O significado de valor
Vale aqui um alerta: os preços podem ser resultantes de composições matemáticas, mas os julgamentos de valor são ilusões efêmeras voláteis e volúveis. Não fomos nós que os inventamos, mas se transformaram em convenções às quais sucumbimos: há uma longa história sobre como a economia trabalha os sistemas de troca monetária, e este processo se transformou ao longo da linha do tempo interferindo na percepção que se tem sobre as negociações que são efetivadas com base em crenças e valores. Isso mesmo: dependendo daquilo em que se acredita, muda a forma de se ver e valorizar o mundo em cada época, cultura, circunstância, tribo, conglomerado. Por exemplo e de forma resumida:
- Na teoria grega antiga, a ordem perfeita é o próprio universo e tudo já existia; as coisas não foram criadas ou inventadas, foram apenas descobertas. O valor está em conhecer.
- No direito romano clássico, a natureza é justa e boa e o valor está na partilha em que cada um recebe o que lhe é devido, o que lhe pertence, o que é seu por direito. O valor está na justiça.
- Na revolução científica moderna, as evidências e as comprovações de todas coisas da natureza modificam os achismos e impõem as “certezas”. O valor está na ciência.
- No humanismo do pós-guerra, questionam-se as consequências morais e políticas da ciência (bombas, arsenal de guerra, etc.), especialmente nos campos da ecologia e bioética (meados do século XX). O valor está na “ética”.
- No progresso globalizado atual, a espiral incessante do sucesso estimula o aumento do consumo, da produtividade, da logística… sem considerar o impacto disso tudo na natureza. O valor está na consciência social.
Sim, hoje, em plena pandemia, convencionou-se que o valor das coisas está na consciência social. Que as empresas precisam atuar com RSE (Responsabilidade Social Empresarial) e que os novos fundos e investimentos precisam ser sustentáveis respeitando o Meio-Ambiente, o Social e Governança (ESG: (Environment, Social & Governance).

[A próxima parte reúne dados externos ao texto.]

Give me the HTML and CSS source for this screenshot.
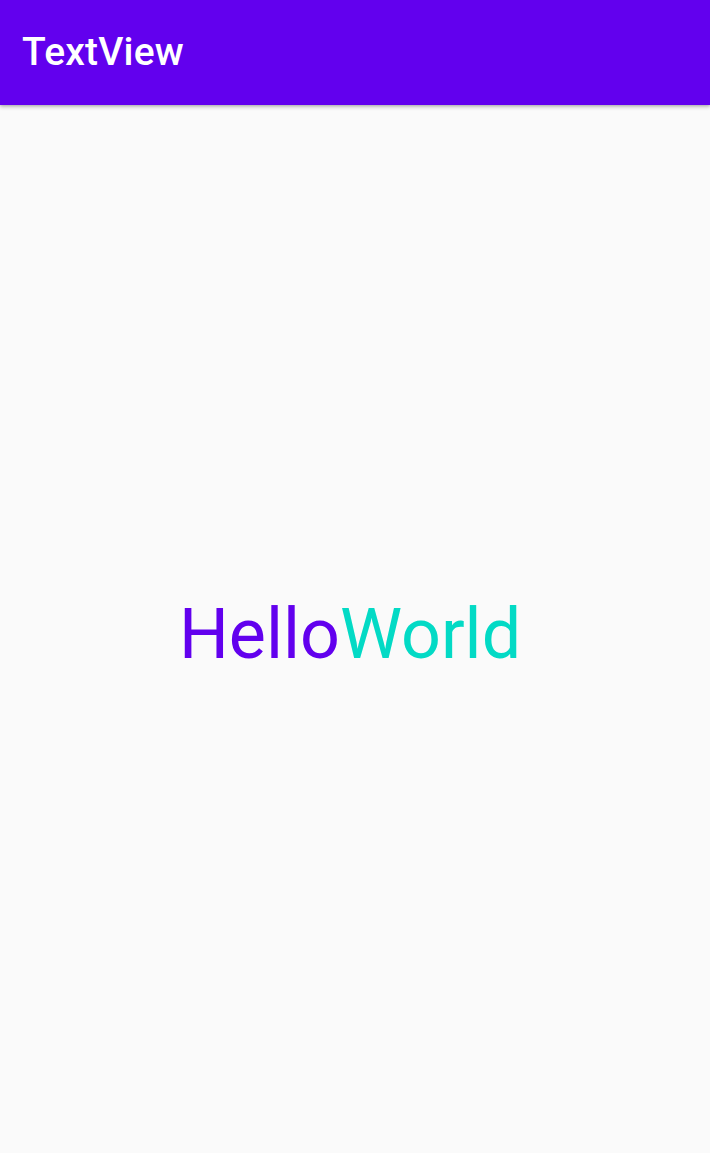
FILE: index.html
```html
<!DOCTYPE html>
<html>
<head>
<meta charset="utf-8">
<link rel="stylesheet" href="styles.css">
</head>
<body>
<div class="app">
  <header class="appbar"><span class="title">TextView</span></header>
  <main class="content">
    <p class="hello"><span class="purple">Hello</span><span class="teal">World</span></p>
  </main>
</div>
</body>
</html>
```

FILE: styles.css
```css
html, body {
  margin: 0;
  padding: 0;
  height: 100%;
}
body {
  background: #fafafa;
  font-family: Roboto, "Noto Sans", sans-serif;
}
.app {
  display: flex;
  flex-direction: column;
  height: 1153px;
}
.appbar {
  height: 105px;
  flex: none;
  background: #6200ee;
  display: flex;
  align-items: center;
  padding-left: 22px;
  box-shadow: 0 2px 4px rgba(0,0,0,0.22), 0 1px 2px rgba(0,0,0,0.12);
  position: relative;
  z-index: 1;
}
.title {
  color: #fff;
  font-weight: 500;
  font-size: 39px;
  letter-spacing: 0.2px;
  line-height: 1;
}
.content {
  flex: 1;
  display: flex;
  align-items: center;
  justify-content: center;
}
.hello {
  margin: 0 0 0 -10px;
  font-size: 70px;
  line-height: 1;
  padding-top: 10px;
}
.purple { color: #6200ee; }
.teal { color: #03dac5; }
```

Porém vivemos em uma sociedade que ainda se move e comove prioritariamente pela bolsa de valores monetários, desconsiderando valores humanitários. E em um mercado que valoriza e estimula a competição e não a colaboração. Produzir e anunciar produtos e serviços sem se preocupar com danos ambientais (processos de produção e descarte, incluindo poluição, entre outros), saúde pública (qualidade e consequência do consumo dos ingredientes, entre outros) e respeito aos stakeholders (de abuso de poder a uso indevido de dados, entre outros) soa um tanto ultrapassado, muito egoísta e, mais que isso, irresponsável.
Cada indivíduo importa
Claro, vivemos em um livre mercado em que todas as pessoas têm liberdade para empreender e ganhar, e para valorizar as coisas da forma como bem quiserem, porém fazer isso com a isenção total das consequências e da interdependência de cada atitude não faz mais sentido; não pode mais ser aceitável e muito menos valorizado. Qual a relevância do que é feito? Quais os riscos e danos para a sociedade e o planeta? Para onde estamos indo e o que queremos?
Eis a questão: ativar o mercado ou sobreviver com mais qualidade de vida? Será que uma coisa é uma coisa e outra coisa é outra coisa? Ou será que podemos repensar processos e conseguir uma coisa e outra?
Você é o que você consome ou deixa de consumir, de acordo com o seu repertório e os seus interesses e, por mais inofensiva que pareça, a sua jornada mercadológica interfere não apenas na sua vida, mas na sua comunidade e em todo o planeta.
Tudo tem seu preço, mas quem dota as coisas e os relacionamentos de valores somos nós. Por isso, a consciência social começa com o conhecimento da nossa própria consciência.
O que vale o que para você? Bom desafio para este ano novo, com pandemia e com vacina.